• [Task goal]:
Return each line holding the string "styles".

Start of Material supplied

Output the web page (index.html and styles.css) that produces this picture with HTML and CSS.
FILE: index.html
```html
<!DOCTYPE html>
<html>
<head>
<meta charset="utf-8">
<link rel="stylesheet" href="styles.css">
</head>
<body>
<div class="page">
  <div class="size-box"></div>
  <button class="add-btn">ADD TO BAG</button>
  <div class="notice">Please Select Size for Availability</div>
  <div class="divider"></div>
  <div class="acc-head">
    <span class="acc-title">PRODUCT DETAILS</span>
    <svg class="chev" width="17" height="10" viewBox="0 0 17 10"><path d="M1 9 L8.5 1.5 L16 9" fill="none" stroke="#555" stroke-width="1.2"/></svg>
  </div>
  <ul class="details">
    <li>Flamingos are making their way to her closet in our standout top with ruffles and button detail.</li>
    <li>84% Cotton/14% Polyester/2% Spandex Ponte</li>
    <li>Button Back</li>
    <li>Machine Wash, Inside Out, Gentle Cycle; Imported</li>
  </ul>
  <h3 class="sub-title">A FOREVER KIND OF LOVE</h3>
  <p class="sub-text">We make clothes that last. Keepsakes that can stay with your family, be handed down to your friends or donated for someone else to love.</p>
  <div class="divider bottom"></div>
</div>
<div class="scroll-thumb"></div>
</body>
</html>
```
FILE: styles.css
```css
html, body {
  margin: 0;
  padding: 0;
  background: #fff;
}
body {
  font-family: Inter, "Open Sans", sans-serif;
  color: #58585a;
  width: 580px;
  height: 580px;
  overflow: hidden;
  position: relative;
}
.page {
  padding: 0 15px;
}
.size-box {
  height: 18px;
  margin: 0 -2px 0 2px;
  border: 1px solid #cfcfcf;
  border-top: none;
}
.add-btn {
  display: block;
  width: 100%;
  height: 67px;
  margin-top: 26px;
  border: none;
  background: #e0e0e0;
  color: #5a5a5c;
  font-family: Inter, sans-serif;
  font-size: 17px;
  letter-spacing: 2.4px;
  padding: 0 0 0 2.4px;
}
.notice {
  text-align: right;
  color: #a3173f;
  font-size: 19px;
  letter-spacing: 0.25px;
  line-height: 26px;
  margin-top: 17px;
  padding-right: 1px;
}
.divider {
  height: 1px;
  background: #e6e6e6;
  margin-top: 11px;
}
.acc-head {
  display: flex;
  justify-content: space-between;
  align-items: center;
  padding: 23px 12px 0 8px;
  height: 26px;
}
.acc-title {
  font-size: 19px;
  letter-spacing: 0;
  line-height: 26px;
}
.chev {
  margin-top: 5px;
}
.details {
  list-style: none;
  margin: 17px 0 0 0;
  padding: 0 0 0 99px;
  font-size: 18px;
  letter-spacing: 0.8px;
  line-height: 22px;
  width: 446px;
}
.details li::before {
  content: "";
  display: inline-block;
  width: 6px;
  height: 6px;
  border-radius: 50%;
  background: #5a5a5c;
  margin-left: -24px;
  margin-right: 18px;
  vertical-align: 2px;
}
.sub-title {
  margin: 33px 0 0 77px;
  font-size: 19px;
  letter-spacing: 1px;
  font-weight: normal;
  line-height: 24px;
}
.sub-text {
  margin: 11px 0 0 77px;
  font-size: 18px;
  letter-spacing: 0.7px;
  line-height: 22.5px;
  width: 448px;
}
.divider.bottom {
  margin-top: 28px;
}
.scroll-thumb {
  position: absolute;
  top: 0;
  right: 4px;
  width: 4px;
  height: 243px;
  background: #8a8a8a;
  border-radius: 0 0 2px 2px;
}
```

End of Material supplied
Start of Material supplied

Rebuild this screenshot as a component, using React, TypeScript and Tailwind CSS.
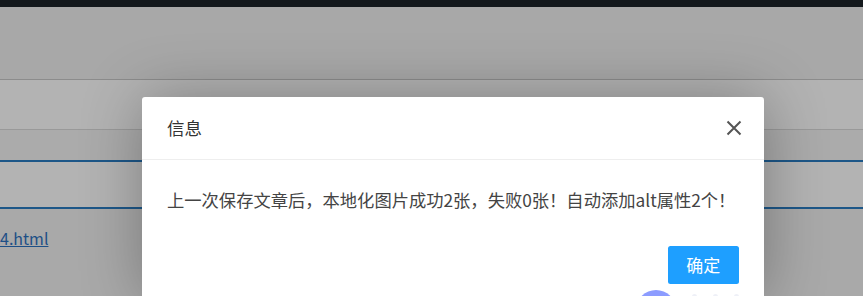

End of Material supplied

• [Full output]:
Output the web page (index.html and styles.css) that produces this picture with HTML and CSS.
<link rel="stylesheet" href="styles.css">
FILE: styles.css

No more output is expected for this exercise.